The Nicene Creed says the church is one, holy, catholic, and apostolic. These are the four marks of the church.
The public, visible church led from the Vatican by the post-Vatican-II popes seems to have lost the apostolic mark. Obviously it has the apostolic succession, but then so does the Orthodox churches (the schismatics). It seems to me that it doesn’t have the apostolic faith. The hermeneutic of continuity is a dead end; the new thinking can’t be made to agree with the old thinking; and everyone acts in just the way they would act if the council was in fact a revolution.
The recognize and resist movement seems to lose the mark of oneness. The movement preserves the visible hierarchy and parts of the ancient faith, by denying the authority of the hierarchy and the obedience due the sovereign pontiff. When a more orthodox pope is elected, progressives will use the the same tools the movement now uses to justify itself: ever more careful, ever more subtle distinctions and grades of infallibility, and appeals to tradition). The modernists will deny the future orthodox pope’s authority in just the same way the recognize and resist movement denies the authority of the modernist popes. Recognize and resist sounds a lot like Protestantism (“we’ll accept the pope’s teaching when it agrees with our own teaching, and reject it when we disagree”). Not to mention that it reduces papal infallibility to a tautology. “The pope speaks infallibly when he says what is true; when he speaks what is false he is not speaking infallibly”. This applies to all people; my father, who was an atheist, was infallible in just exactly this same way. When my father spoke the truth, he spoke infallibly; when he did not speak the truth, he did not speak infallibly. Recognize and resist results in two parallel churches.
The sedevacantist movement loses the mark of catholicity. The logic is unassailable: the shepherds cannot dispense poison and heresy to the sheep; the Novus Ordo church does in fact dispense poison and heresy; therefore the Novus Ordo church is not the church, and her shepherds are not the shepherds of Christ’s flock. The consequence of losing the visible hierarchy and dissolving the universal church seems unacceptable.
I can’t picture a return to normality with any of these approaches. The revolutionary logic of the Novus Ordo will continue to play out and this church will continue to lose any resemblance to the church of St. Pius X. I see the recognize and resist movement becoming essentially Orthodox: valid apostolic succession, lip service to a common authority, and the different groups continuing to follow their own path. The sedevacantists will be like the Russian old believers.

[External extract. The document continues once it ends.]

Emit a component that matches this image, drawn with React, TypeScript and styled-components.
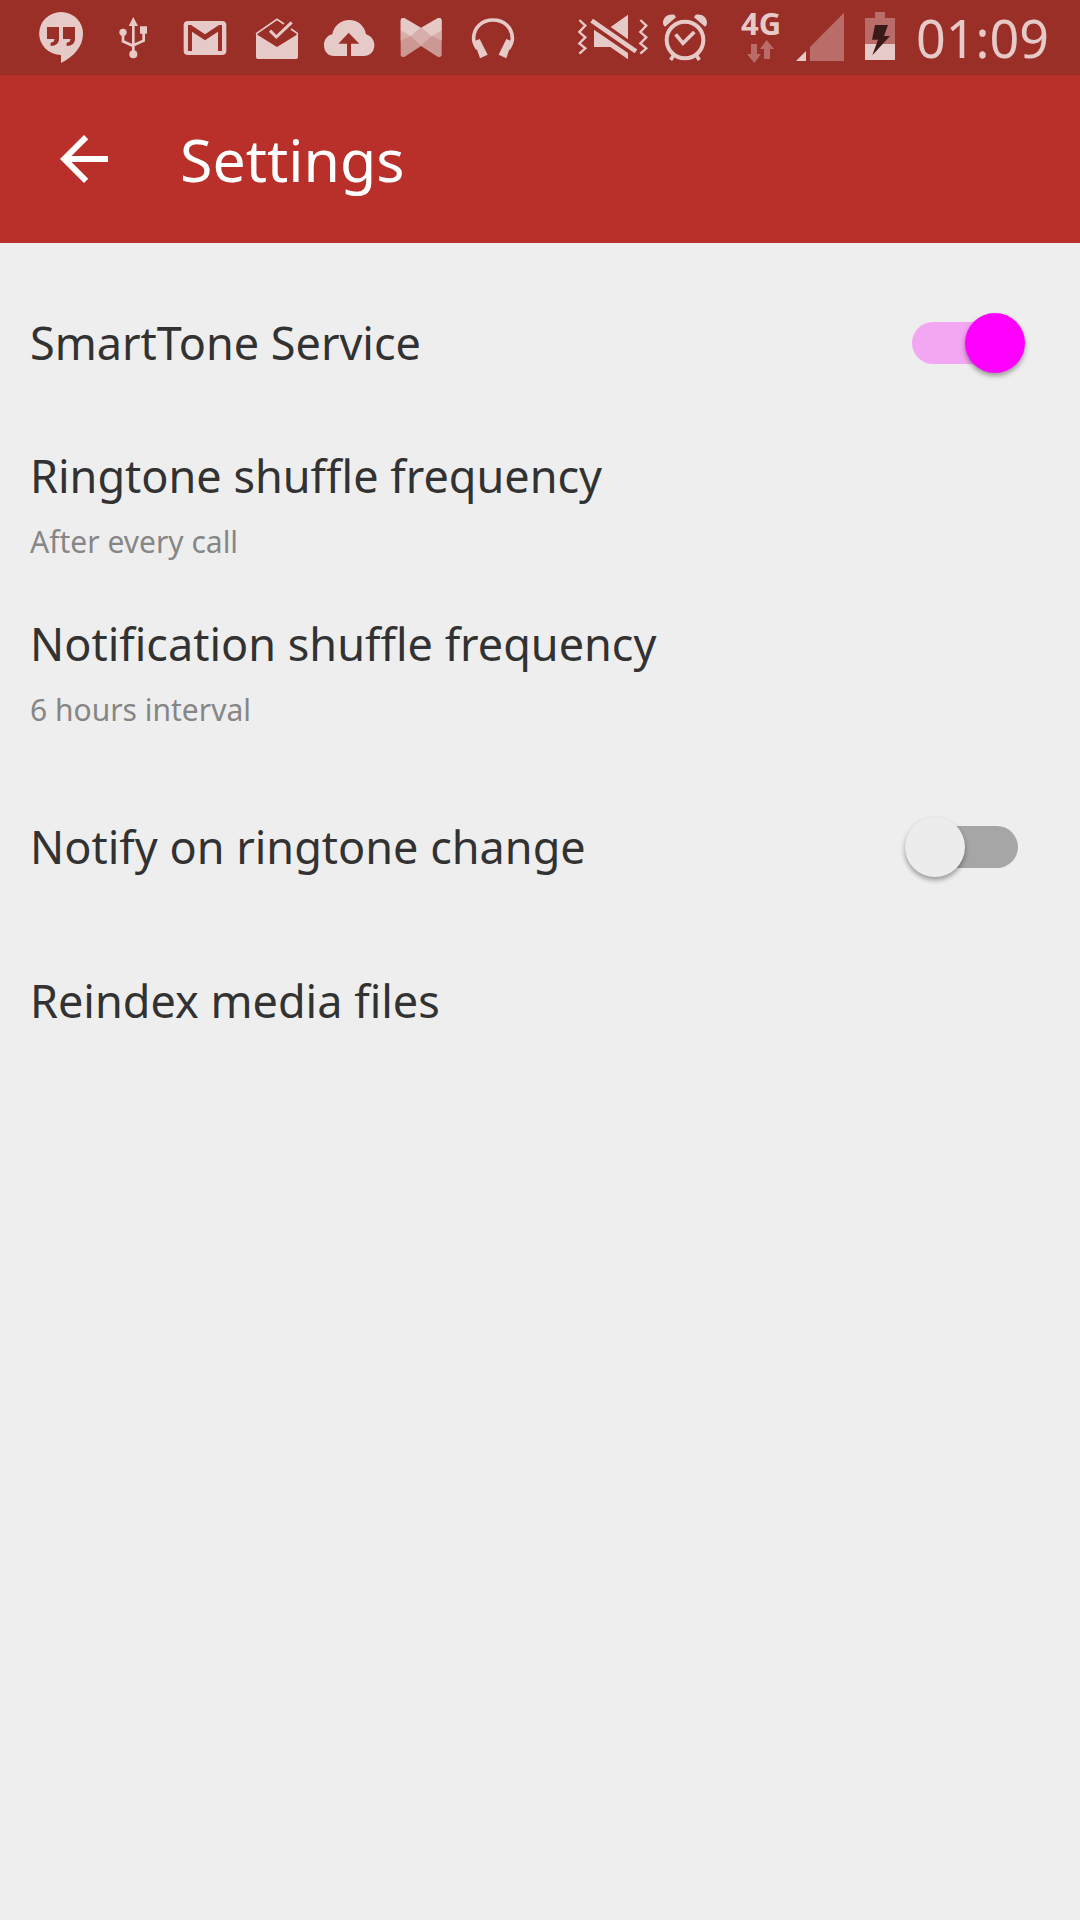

I don’t see where the Church as a whole, or any of these three groups within the church, preserve the marks of unity, sanctity, catholicity, and apostolicity. Clearly, the fact that I don’t see a path doesn’t mean no such path exists.
As a side note, this post-Vatican-II situation has distressing practical consequences, from Paul VI forcing several European countries to divest their Catholic nature and enshrine religious liberty in their constitutions, to Francis’ looting of convents and monasteries and his destruction of contemplative orders.
I strive to live according to the commandments, and I continue to pray for the church, the pope (even if he is an anti-pope) and the hierarchy, and I refuse to believe in or live by lies. This puts me solidly in the recognize and resist camp: I acknowledge the church hierarchy but refuse to live the faith in the way that virtually the entire hierarchy would like me to; I acknowledge the people that should have authority over me, but I refuse to accept their authority. This situation induces cognitive dissonance in me; I don’t see a path to live in a complete and genuine Catholic fashion.